Bridging the shortfall: Govt to keep revenue collection target static

The move is surprising despite tax machinery’s inability to meet last year’s objective.

ISLAMABAD:


In a surprising move, the government has decided to keep the annual collection target unchanged for the time being despite evidence that the tax machinery may remain short of goal between Rs70 and Rs120 billion.


The stasis was surprising in the wake of no additional revenue measures.

The government has also yet to announce expenditure cutbacks, bridging the shortfall and keeping the gap between national income and spending at a reasonable level. The previous collection target was Rs1,952 billion.

“We have reviewed the situation and decided that for the time being there is no need to revise the collection target”, said one of the committee members who took the decision.

The chairman of the Federal Board of Revenue, Salman Siddique, was not available for comments.

Another finance ministry official confirmed the move, but said that the government was considering taking additional revenue measures during the course of the current fiscal year.

After the Federal Board of Revenue confessed that it misreported last year’s collection figure the government had to go back to the drawing board to reset various budget targets, including the one it set for collection. During review exercises, the authorities concluded that without taking additional revenue measures, the FBR may collect between Rs1,830 billion and Rs1,882 billion, depending upon various models.

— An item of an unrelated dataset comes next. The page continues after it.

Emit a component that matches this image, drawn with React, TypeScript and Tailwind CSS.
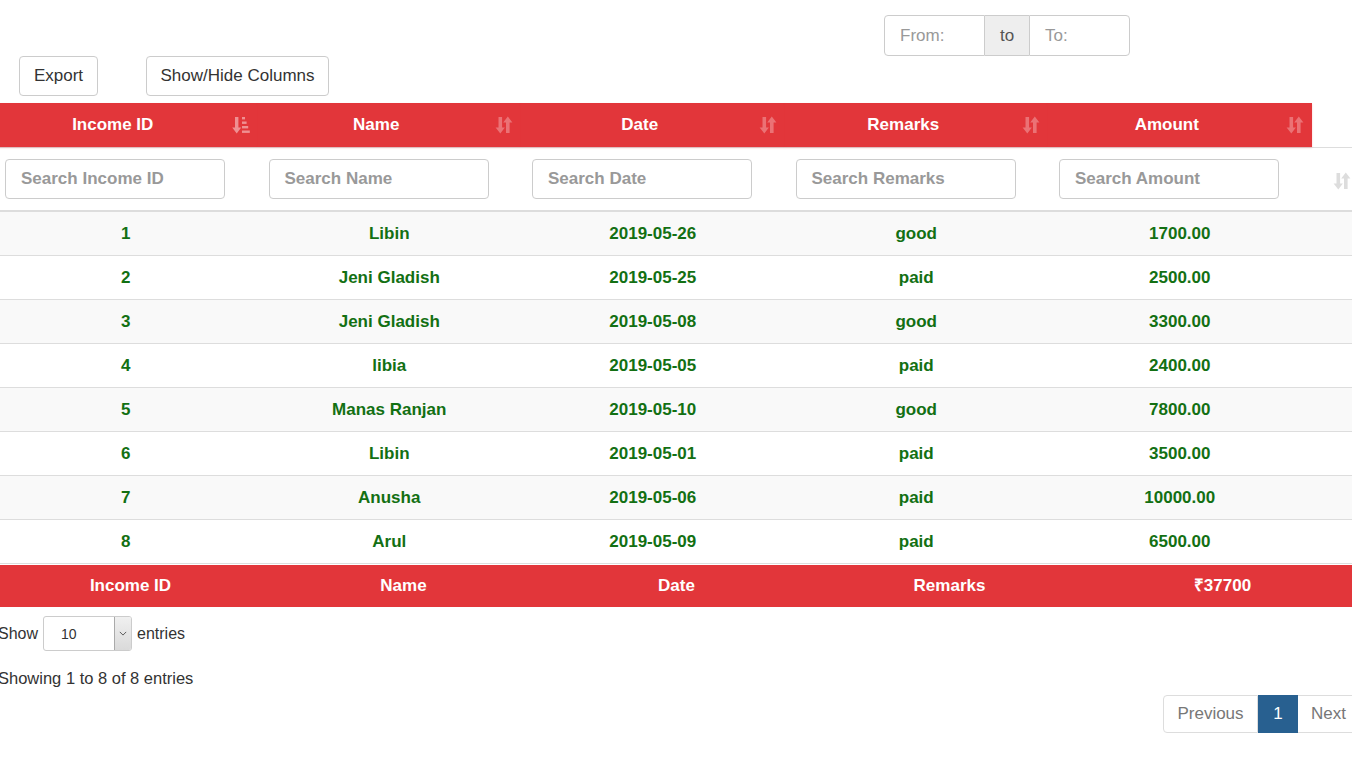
import React from 'react';

const rows = [
  { id: 1, name: 'Libin', date: '2019-05-26', remarks: 'good', amount: '1700.00' },
  { id: 2, name: 'Jeni Gladish', date: '2019-05-25', remarks: 'paid', amount: '2500.00' },
  { id: 3, name: 'Jeni Gladish', date: '2019-05-08', remarks: 'good', amount: '3300.00' },
  { id: 4, name: 'libia', date: '2019-05-05', remarks: 'paid', amount: '2400.00' },
  { id: 5, name: 'Manas Ranjan', date: '2019-05-10', remarks: 'good', amount: '7800.00' },
  { id: 6, name: 'Libin', date: '2019-05-01', remarks: 'paid', amount: '3500.00' },
  { id: 7, name: 'Anusha', date: '2019-05-06', remarks: 'paid', amount: '10000.00' },
  { id: 8, name: 'Arul', date: '2019-05-09', remarks: 'paid', amount: '6500.00' },
];

const columns = ['Income ID', 'Name', 'Date', 'Remarks', 'Amount'];

// thick down + up arrows
function SortBoth({ className }: { className?: string }) {
  return (
    <svg viewBox="0 0 18 20" className={className} fill="currentColor">
      <path d="M3.5 2h3.6v10.5h2.8L5.3 18.5 0.6 12.5h2.9z" />
      <path d="M11 18V7.5H8.2L12.8 1.5l4.6 6h-2.8V18z" />
    </svg>
  );
}

// down arrow with stacked bars
function SortAsc({ className }: { className?: string }) {
  return (
    <svg viewBox="0 0 18 20" className={className} fill="currentColor">
      <path d="M3 2h3.4v10.5h2.8l-4.5 6-4.5-6H3z" />
      <rect x="10" y="2" width="3" height="2.4" />
      <rect x="10" y="6.5" width="4.6" height="2.4" />
      <rect x="10" y="11" width="6.2" height="2.4" />
      <rect x="10" y="15.5" width="7.8" height="2.4" />
    </svg>
  );
}

export default function App() {
  return (
    <div
      className="w-[1352px] h-[757px] overflow-hidden bg-white text-[#333]"
      style={{ fontFamily: '"Liberation Sans", Arial, sans-serif' }}
    >
      {/* date range filter */}
      <div className="flex justify-end pt-[15px] pr-[222px]">
        <div className="flex h-[41px] text-[17px]">
          <div className="w-[101px] flex items-center pl-[15px] border border-[#ccc] rounded-l-[4px] text-[#999]">From:</div>
          <div className="w-[44px] flex items-center justify-center border-y border-[#ccc] bg-[#eee] text-[#555]">to</div>
          <div className="w-[101px] flex items-center pl-[15px] border border-[#ccc] rounded-r-[4px] text-[#999]">To:</div>
        </div>
      </div>

      {/* action buttons */}
      <div className="flex gap-[48px] pl-[19px] h-[40px] text-[17px]">
        <button className="w-[79px] h-[40px] border border-[#ccc] rounded-[4px] bg-white text-[#333]">Export</button>
        <button className="w-[183px] h-[40px] border border-[#ccc] rounded-[4px] bg-white text-[#333]">Show/Hide Columns</button>
      </div>

      {/* table */}
      <div className="mt-[7px]">
        <div className="flex h-[44px] -ml-[6px]">
          {columns.map((c, i) => (
            <div
              key={c}
              className="relative w-[263.5px] shrink-0 bg-[#e2363a] flex items-center justify-center pl-[8px] pr-[34px] text-white font-bold text-[17px] shadow-[0_1px_2px_rgba(226,54,58,0.25)]"
            >
              {c}
              {i === 0 ? (
                <SortAsc className="absolute right-[8px] top-[12px] w-[18px] h-[20px] text-white/45" />
              ) : (
                <SortBoth className="absolute right-[8px] top-[12px] w-[18px] h-[20px] text-white/30" />
              )}
            </div>
          ))}
        </div>

        <div className="flex h-[65px] -ml-[6px] border-t border-[#ddd] border-b-2 border-b-[#ddd]">
          {columns.map((c) => (
            <div key={c} className="w-[263.5px] shrink-0 flex items-center pl-[11px] pb-[1px]">
              <div className="w-[220px] h-[40px] border border-[#ccc] rounded-[4px] flex items-center pl-[15px] text-[17px] font-bold text-[#999]">
                Search {c}
              </div>
            </div>
          ))}
          <div className="flex-1 flex items-center justify-end pr-[1px] pt-[3px]">
            <SortBoth className="w-[18px] h-[20px] text-[#ddd]" />
          </div>
        </div>

        {rows.map((r, idx) => (
          <div
            key={r.id}
            className={`flex h-[44px] -ml-[6px] border-b border-[#ddd] text-[17px] font-bold text-[#137013] ${idx % 2 === 0 ? 'bg-[#f9f9f9]' : 'bg-white'}`}
          >
            {[r.id, r.name, r.date, r.remarks, r.amount].map((v, i) => (
              <div key={i} className="w-[263.5px] shrink-0 flex items-center justify-center">
                {v}
              </div>
            ))}
          </div>
        ))}

        <div className="flex h-[42px] -ml-[6px] mt-[1px] bg-[#e2363a] text-white font-bold text-[17px]">
          {['Income ID', 'Name', 'Date', 'Remarks', '₹37700'].map((v) => (
            <div key={v} className="w-[273px] shrink-0 flex items-center justify-center">
              {v}
            </div>
          ))}
        </div>
      </div>

      {/* length + info */}
      <div className="flex items-center h-[35px] mt-[9px] -ml-[2px] text-[16px] text-[#333]">
        <span>Show</span>
        <div className="ml-[5px] w-[89px] h-[35px] border border-[#ccc] rounded-[3px] flex overflow-hidden">
          <div className="flex-1 flex items-center pl-[17px] text-[14px] pt-[2px]">10</div>
          <div className="w-[17px] border-l border-[#aaa] bg-gradient-to-b from-[#f0f0f0] to-[#dadada] flex items-center justify-center">
            <svg viewBox="0 0 10 6" className="w-[8px] h-[5px]" fill="none" stroke="#555" strokeWidth="1.2">
              <path d="M1 1l4 4 4-4" />
            </svg>
          </div>
        </div>
        <span className="ml-[5px]">entries</span>
      </div>

      <div className="flex justify-between">
        <div className="-ml-[2px] mt-[17px] text-[16.5px] text-[#333] leading-[20px]">Showing 1 to 8 of 8 entries</div>
        <div className="flex mt-[44px] -mr-[8px] h-[38px] text-[17px]">
          <div className="w-[95px] flex items-center justify-center border border-[#ddd] rounded-l-[4px] text-[#777]">Previous</div>
          <div className="w-[40px] flex items-center justify-center bg-[#286090] border border-[#286090] text-white">1</div>
          <div className="w-[62px] flex items-center justify-center border border-[#ddd] border-l-0 rounded-r-[4px] text-[#777]">Next</div>
        </div>
      </div>
    </div>
  );
}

It was expected that the government would fix the target in the Rs1,850-1,900 billion range. The decision is seen as continuation of the government’s unannounced policy to set unrealistic targets and then revise them just before end of financial years.

Sources in the FBR told The Express Tribune that the authorities decided to keep the target unchanged on the assumption that they would compel 700,000 potential taxpayers to cough up Rs133 billion in arrears. The Chairman FBR is said to have assured the government that this time he would deliver on his promises.

The time may never come again to test the chairman FBR’s claim as he is going to retire in January next year, much before the close of the financial year.

Meanwhile, the FBR on Friday extended the dates for payment of taxes and duties and for filing of sales tax and federal excise duty returns for the month of July. The decision is the outcome of ongoing tussle between the FBR and Sindh Revenue Board on right to collect the tax on services. The FBR has directed the banks and insurance companies to pay federal excise duty while the SRB has contested the claim and pushing banks to instead pay sales tax.

Despite at odds with the FBR the Sindh revenue authorities managed to collect Rs one billion on account of sales tax, said an official of the provincial tax machinery.

The date for payment of taxes has been extended up to August 30 while the date for filing of Sales Tax and Federal Excise Duty returns has been extended up to September 10. This extension of date is for the tax period July 2011, and is applicable to all registered persons.

The FBR has also extended the due dates for filing of Income Tax Returns for the tax year 2011. In a notification issued here, the Inland Revenue Wing of the FBR has announced the following extension in the dates. For filing of returns of total Income statements of final taxation that were due on 31st of August, the date has been extended up to 30th September, 2011.

For filing of returns of total income statements of final taxation that were due on September 30, the date has been extended up to October 31, said the FBR.

Published in The Express Tribune, August 27th, 2011.